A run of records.
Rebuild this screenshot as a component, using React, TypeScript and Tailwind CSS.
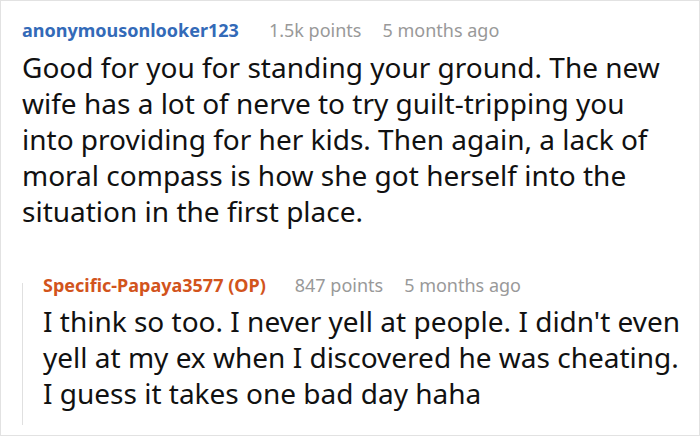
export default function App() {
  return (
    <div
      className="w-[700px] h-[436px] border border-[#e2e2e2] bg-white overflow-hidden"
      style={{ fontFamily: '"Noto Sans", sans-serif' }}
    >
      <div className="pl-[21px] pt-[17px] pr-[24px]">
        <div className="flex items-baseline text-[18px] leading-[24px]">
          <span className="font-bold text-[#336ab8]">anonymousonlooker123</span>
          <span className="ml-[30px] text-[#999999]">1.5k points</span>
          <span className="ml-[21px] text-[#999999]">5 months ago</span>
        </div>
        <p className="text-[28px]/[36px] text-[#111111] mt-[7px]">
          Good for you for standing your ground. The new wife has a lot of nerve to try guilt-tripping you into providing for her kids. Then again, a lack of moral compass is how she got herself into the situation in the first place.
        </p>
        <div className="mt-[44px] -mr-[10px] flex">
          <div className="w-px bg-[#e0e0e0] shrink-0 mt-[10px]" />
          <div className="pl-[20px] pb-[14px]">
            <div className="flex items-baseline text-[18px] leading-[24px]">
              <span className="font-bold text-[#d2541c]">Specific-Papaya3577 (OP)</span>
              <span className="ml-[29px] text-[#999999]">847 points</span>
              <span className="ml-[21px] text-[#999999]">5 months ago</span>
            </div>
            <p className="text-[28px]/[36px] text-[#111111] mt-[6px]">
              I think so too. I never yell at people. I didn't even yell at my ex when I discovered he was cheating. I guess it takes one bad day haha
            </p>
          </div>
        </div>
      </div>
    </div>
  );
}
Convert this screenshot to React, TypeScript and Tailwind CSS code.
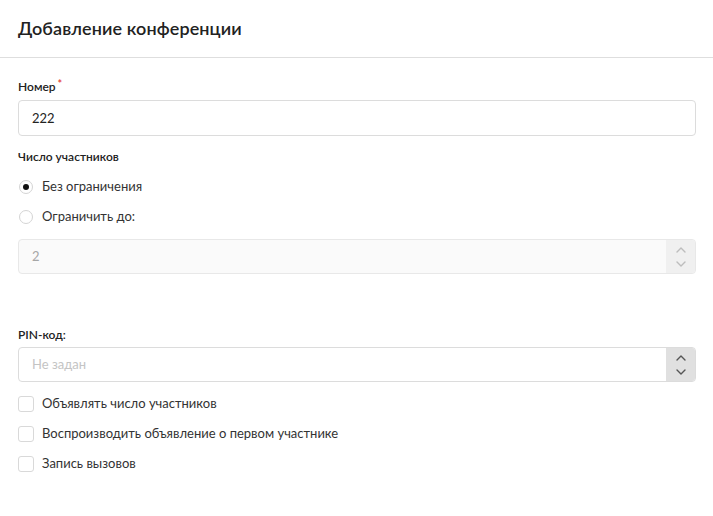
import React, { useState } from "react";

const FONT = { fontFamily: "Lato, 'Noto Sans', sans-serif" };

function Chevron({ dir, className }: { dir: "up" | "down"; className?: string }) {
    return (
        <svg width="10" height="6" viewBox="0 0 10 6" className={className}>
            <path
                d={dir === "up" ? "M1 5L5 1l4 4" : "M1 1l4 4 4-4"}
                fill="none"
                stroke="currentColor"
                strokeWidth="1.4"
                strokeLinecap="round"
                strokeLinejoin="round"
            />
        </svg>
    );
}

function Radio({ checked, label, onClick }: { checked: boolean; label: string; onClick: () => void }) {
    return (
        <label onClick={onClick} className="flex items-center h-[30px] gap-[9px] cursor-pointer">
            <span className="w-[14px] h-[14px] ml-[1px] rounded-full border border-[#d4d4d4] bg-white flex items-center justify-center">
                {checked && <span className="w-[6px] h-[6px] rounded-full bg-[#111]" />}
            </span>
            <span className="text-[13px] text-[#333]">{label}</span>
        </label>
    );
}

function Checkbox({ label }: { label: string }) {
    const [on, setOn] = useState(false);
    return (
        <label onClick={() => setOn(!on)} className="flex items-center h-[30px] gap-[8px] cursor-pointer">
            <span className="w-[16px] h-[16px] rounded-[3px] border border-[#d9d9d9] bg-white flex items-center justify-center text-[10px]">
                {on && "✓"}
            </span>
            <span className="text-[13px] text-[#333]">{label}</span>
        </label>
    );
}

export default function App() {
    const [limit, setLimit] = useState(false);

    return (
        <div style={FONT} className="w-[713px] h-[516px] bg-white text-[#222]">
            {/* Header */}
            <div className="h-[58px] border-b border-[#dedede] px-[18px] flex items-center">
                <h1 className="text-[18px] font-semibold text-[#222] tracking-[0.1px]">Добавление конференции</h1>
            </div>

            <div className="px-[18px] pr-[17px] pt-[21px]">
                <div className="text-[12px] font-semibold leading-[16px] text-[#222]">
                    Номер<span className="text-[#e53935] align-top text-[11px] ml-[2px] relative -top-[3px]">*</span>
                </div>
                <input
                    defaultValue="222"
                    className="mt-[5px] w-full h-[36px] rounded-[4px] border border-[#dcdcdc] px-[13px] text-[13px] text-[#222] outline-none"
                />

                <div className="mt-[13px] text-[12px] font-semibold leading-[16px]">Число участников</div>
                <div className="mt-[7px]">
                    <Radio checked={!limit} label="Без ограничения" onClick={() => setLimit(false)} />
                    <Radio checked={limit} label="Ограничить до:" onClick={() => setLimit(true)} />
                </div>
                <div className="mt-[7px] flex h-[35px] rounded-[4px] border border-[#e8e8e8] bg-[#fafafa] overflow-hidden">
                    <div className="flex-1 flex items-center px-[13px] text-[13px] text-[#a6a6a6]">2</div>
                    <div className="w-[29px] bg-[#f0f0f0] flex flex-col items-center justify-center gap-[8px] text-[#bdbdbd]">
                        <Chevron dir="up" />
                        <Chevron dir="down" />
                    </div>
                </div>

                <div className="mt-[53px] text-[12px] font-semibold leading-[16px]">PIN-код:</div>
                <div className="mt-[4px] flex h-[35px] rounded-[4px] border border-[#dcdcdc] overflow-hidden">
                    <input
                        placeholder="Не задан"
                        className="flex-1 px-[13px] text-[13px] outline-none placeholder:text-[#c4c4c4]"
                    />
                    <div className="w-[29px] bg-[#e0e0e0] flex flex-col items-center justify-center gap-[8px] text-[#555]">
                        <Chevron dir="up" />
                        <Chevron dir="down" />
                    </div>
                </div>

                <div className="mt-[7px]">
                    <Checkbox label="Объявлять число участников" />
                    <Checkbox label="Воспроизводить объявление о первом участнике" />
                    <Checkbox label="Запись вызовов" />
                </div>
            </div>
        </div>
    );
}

GIVEN TASK.
Print all entries exactly. The images do not belong in the copy.

OUTPUT OF THE EXERCISE.
Rebuild this screenshot as a component, using React, TypeScript and Tailwind CSS.
export default function App() {
  return (
    <div
      className="w-[700px] h-[436px] border border-[#e2e2e2] bg-white overflow-hidden"
      style={{ fontFamily: '"Noto Sans", sans-serif' }}
    >
      <div className="pl-[21px] pt-[17px] pr-[24px]">
        <div className="flex items-baseline text-[18px] leading-[24px]">
          <span className="font-bold text-[#336ab8]">anonymousonlooker123</span>
          <span className="ml-[30px] text-[#999999]">1.5k points</span>
          <span className="ml-[21px] text-[#999999]">5 months ago</span>
        </div>
        <p className="text-[28px]/[36px] text-[#111111] mt-[7px]">
          Good for you for standing your ground. The new wife has a lot of nerve to try guilt-tripping you into providing for her kids. Then again, a lack of moral compass is how she got herself into the situation in the first place.
        </p>
        <div className="mt-[44px] -mr-[10px] flex">
          <div className="w-px bg-[#e0e0e0] shrink-0 mt-[10px]" />
          <div className="pl-[20px] pb-[14px]">
            <div className="flex items-baseline text-[18px] leading-[24px]">
              <span className="font-bold text-[#d2541c]">Specific-Papaya3577 (OP)</span>
              <span className="ml-[29px] text-[#999999]">847 points</span>
              <span className="ml-[21px] text-[#999999]">5 months ago</span>
            </div>
            <p className="text-[28px]/[36px] text-[#111111] mt-[6px]">
              I think so too. I never yell at people. I didn't even yell at my ex when I discovered he was cheating. I guess it takes one bad day haha
            </p>
          </div>
        </div>
      </div>
    </div>
  );
}
Convert this screenshot to React, TypeScript and Tailwind CSS code.
import React, { useState } from "react";

const FONT = { fontFamily: "Lato, 'Noto Sans', sans-serif" };

function Chevron({ dir, className }: { dir: "up" | "down"; className?: string }) {
    return (
        <svg width="10" height="6" viewBox="0 0 10 6" className={className}>
            <path
                d={dir === "up" ? "M1 5L5 1l4 4" : "M1 1l4 4 4-4"}
                fill="none"
                stroke="currentColor"
                strokeWidth="1.4"
                strokeLinecap="round"
                strokeLinejoin="round"
            />
        </svg>
    );
}

function Radio({ checked, label, onClick }: { checked: boolean; label: string; onClick: () => void }) {
    return (
        <label onClick={onClick} className="flex items-center h-[30px] gap-[9px] cursor-pointer">
            <span className="w-[14px] h-[14px] ml-[1px] rounded-full border border-[#d4d4d4] bg-white flex items-center justify-center">
                {checked && <span className="w-[6px] h-[6px] rounded-full bg-[#111]" />}
            </span>
            <span className="text-[13px] text-[#333]">{label}</span>
        </label>
    );
}

function Checkbox({ label }: { label: string }) {
    const [on, setOn] = useState(false);
    return (
        <label onClick={() => setOn(!on)} className="flex items-center h-[30px] gap-[8px] cursor-pointer">
            <span className="w-[16px] h-[16px] rounded-[3px] border border-[#d9d9d9] bg-white flex items-center justify-center text-[10px]">
                {on && "✓"}
            </span>
            <span className="text-[13px] text-[#333]">{label}</span>
        </label>
    );
}

export default function App() {
    const [limit, setLimit] = useState(false);

    return (
        <div style={FONT} className="w-[713px] h-[516px] bg-white text-[#222]">
            {/* Header */}
            <div className="h-[58px] border-b border-[#dedede] px-[18px] flex items-center">
                <h1 className="text-[18px] font-semibold text-[#222] tracking-[0.1px]">Добавление конференции</h1>
            </div>

            <div className="px-[18px] pr-[17px] pt-[21px]">
                <div className="text-[12px] font-semibold leading-[16px] text-[#222]">
                    Номер<span className="text-[#e53935] align-top text-[11px] ml-[2px] relative -top-[3px]">*</span>
                </div>
                <input
                    defaultValue="222"
                    className="mt-[5px] w-full h-[36px] rounded-[4px] border border-[#dcdcdc] px-[13px] text-[13px] text-[#222] outline-none"
                />

                <div className="mt-[13px] text-[12px] font-semibold leading-[16px]">Число участников</div>
                <div className="mt-[7px]">
                    <Radio checked={!limit} label="Без ограничения" onClick={() => setLimit(false)} />
                    <Radio checked={limit} label="Ограничить до:" onClick={() => setLimit(true)} />
                </div>
                <div className="mt-[7px] flex h-[35px] rounded-[4px] border border-[#e8e8e8] bg-[#fafafa] overflow-hidden">
                    <div className="flex-1 flex items-center px-[13px] text-[13px] text-[#a6a6a6]">2</div>
                    <div className="w-[29px] bg-[#f0f0f0] flex flex-col items-center justify-center gap-[8px] text-[#bdbdbd]">
                        <Chevron dir="up" />
                        <Chevron dir="down" />
                    </div>
                </div>

                <div className="mt-[53px] text-[12px] font-semibold leading-[16px]">PIN-код:</div>
                <div className="mt-[4px] flex h-[35px] rounded-[4px] border border-[#dcdcdc] overflow-hidden">
                    <input
                        placeholder="Не задан"
                        className="flex-1 px-[13px] text-[13px] outline-none placeholder:text-[#c4c4c4]"
                    />
                    <div className="w-[29px] bg-[#e0e0e0] flex flex-col items-center justify-center gap-[8px] text-[#555]">
                        <Chevron dir="up" />
                        <Chevron dir="down" />
                    </div>
                </div>

                <div className="mt-[7px]">
                    <Checkbox label="Объявлять число участников" />
                    <Checkbox label="Воспроизводить объявление о первом участнике" />
                    <Checkbox label="Запись вызовов" />
                </div>
            </div>
        </div>
    );
}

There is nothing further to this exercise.